→ **What the exercise asks**:
Locate the lines that hold the string "page". Copy every such line.

Records with interface code
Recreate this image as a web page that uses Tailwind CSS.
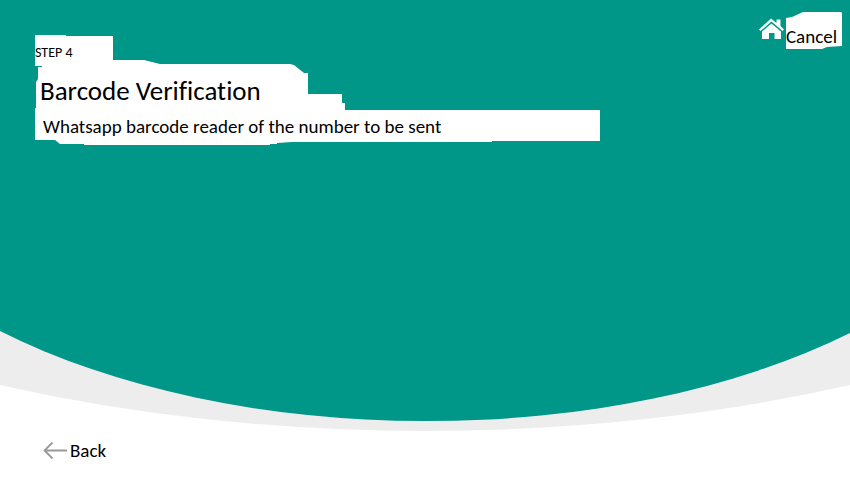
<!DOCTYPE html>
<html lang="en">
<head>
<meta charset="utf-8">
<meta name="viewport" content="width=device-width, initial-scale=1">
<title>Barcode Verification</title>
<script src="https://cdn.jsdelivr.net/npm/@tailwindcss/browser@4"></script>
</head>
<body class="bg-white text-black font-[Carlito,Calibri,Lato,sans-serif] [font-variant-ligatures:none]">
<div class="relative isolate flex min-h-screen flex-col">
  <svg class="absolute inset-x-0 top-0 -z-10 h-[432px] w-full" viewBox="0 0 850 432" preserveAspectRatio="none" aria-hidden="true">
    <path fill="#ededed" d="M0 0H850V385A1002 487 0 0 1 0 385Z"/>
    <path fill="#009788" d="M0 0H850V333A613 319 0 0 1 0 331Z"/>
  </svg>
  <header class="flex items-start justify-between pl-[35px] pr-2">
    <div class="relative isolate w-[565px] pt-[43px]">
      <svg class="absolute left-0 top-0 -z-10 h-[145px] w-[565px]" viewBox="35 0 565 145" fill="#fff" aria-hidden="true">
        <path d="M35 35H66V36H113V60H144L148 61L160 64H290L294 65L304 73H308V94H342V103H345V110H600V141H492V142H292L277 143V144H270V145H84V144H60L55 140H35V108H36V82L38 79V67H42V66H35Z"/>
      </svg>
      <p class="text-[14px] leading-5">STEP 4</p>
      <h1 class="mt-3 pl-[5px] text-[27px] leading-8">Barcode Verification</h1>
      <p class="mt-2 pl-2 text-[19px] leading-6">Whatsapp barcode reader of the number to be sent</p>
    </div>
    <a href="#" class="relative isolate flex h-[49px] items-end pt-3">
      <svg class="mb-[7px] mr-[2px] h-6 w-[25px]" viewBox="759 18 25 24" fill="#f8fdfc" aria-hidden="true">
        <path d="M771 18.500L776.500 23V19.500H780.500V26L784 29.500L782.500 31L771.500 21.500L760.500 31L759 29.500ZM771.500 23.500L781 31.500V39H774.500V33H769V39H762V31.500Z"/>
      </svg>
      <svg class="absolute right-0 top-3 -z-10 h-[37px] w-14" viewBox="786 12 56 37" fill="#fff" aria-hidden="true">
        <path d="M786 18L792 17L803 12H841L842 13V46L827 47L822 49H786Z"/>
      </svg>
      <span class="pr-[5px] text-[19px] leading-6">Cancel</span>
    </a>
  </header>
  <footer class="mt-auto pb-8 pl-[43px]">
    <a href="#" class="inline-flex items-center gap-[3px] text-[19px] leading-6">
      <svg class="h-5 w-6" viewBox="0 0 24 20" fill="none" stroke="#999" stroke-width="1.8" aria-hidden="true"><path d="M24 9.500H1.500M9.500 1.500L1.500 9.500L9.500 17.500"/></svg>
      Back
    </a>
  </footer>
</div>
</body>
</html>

==

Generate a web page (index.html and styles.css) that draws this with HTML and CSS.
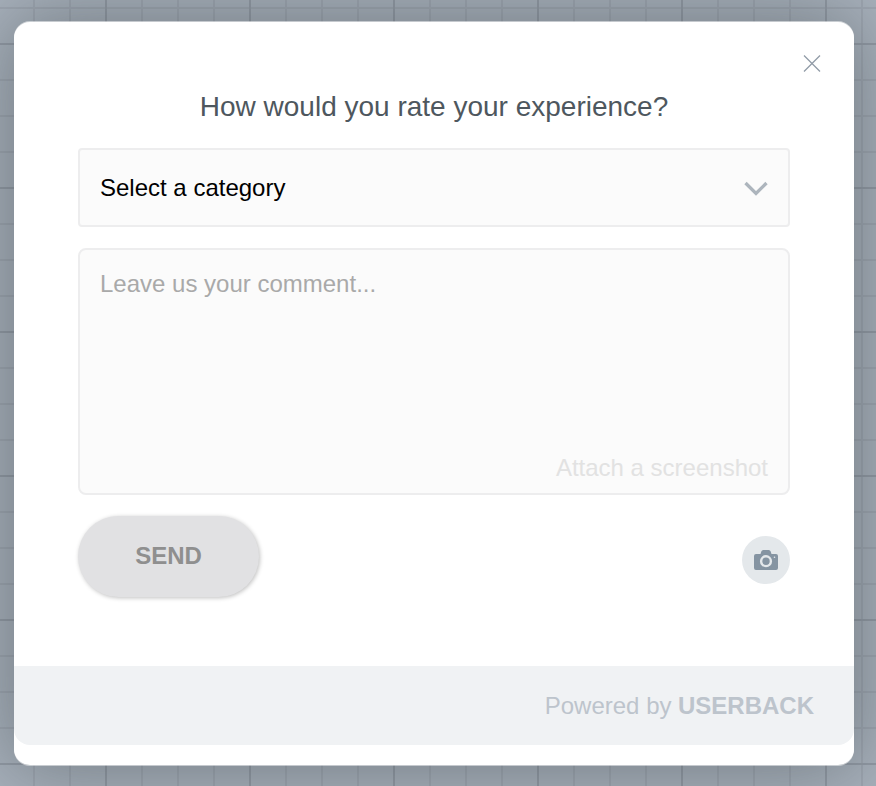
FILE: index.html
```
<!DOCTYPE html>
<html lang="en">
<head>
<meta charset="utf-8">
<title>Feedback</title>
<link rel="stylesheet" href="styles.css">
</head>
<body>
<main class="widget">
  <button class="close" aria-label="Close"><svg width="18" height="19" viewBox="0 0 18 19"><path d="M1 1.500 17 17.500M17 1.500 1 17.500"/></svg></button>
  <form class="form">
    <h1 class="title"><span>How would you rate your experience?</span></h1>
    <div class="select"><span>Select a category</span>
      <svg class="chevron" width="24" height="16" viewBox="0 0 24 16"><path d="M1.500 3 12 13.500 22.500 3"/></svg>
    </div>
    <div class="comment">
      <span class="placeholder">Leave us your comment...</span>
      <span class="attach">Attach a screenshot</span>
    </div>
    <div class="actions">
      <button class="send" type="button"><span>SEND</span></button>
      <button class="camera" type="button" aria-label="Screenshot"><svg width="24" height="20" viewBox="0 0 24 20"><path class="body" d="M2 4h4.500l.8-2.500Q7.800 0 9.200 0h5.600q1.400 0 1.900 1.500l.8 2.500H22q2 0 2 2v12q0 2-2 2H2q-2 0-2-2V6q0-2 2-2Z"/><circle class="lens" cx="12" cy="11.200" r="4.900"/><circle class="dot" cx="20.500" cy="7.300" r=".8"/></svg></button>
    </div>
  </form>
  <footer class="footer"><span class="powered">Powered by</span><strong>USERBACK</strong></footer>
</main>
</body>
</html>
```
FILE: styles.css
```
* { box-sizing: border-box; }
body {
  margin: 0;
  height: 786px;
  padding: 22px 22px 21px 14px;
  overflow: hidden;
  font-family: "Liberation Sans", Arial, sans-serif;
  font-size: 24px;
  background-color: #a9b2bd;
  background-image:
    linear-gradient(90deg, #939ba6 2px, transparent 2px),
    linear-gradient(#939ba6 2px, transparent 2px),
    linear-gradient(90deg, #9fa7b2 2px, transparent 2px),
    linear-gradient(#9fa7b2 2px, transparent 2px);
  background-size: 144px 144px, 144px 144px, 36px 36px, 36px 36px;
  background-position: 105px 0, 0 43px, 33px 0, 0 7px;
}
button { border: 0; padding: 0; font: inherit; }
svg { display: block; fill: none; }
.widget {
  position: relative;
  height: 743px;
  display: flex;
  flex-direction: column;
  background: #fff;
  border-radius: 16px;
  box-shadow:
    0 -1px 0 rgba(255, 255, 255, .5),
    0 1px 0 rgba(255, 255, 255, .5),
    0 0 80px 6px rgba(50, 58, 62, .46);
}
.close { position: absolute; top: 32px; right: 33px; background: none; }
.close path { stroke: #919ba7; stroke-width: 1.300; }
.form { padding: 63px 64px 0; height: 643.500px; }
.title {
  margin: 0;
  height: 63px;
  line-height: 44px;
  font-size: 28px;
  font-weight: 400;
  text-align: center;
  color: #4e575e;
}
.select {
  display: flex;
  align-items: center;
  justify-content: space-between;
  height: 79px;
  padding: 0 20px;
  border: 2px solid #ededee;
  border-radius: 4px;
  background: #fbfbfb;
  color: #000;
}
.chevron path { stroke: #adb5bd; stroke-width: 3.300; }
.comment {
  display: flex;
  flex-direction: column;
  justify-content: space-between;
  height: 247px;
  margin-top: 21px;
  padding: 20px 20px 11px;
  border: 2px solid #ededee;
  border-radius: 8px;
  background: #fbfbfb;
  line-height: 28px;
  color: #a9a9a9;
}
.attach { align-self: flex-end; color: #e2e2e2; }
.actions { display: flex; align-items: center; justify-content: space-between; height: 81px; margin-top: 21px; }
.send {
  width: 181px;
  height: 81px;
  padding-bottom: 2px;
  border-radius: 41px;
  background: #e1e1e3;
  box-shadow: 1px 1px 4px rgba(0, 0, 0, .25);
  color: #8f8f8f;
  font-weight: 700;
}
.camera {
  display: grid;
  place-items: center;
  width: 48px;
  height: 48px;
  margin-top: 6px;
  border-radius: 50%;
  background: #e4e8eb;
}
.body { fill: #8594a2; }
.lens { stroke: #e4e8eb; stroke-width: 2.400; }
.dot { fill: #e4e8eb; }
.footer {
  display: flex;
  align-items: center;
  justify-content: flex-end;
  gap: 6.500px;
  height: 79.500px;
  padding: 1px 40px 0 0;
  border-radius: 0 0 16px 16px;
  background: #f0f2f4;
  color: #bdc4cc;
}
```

→ **Final answer**:
Recreate this image as a web page that uses Tailwind CSS.
Generate a web page (index.html and styles.css) that draws this with HTML and CSS.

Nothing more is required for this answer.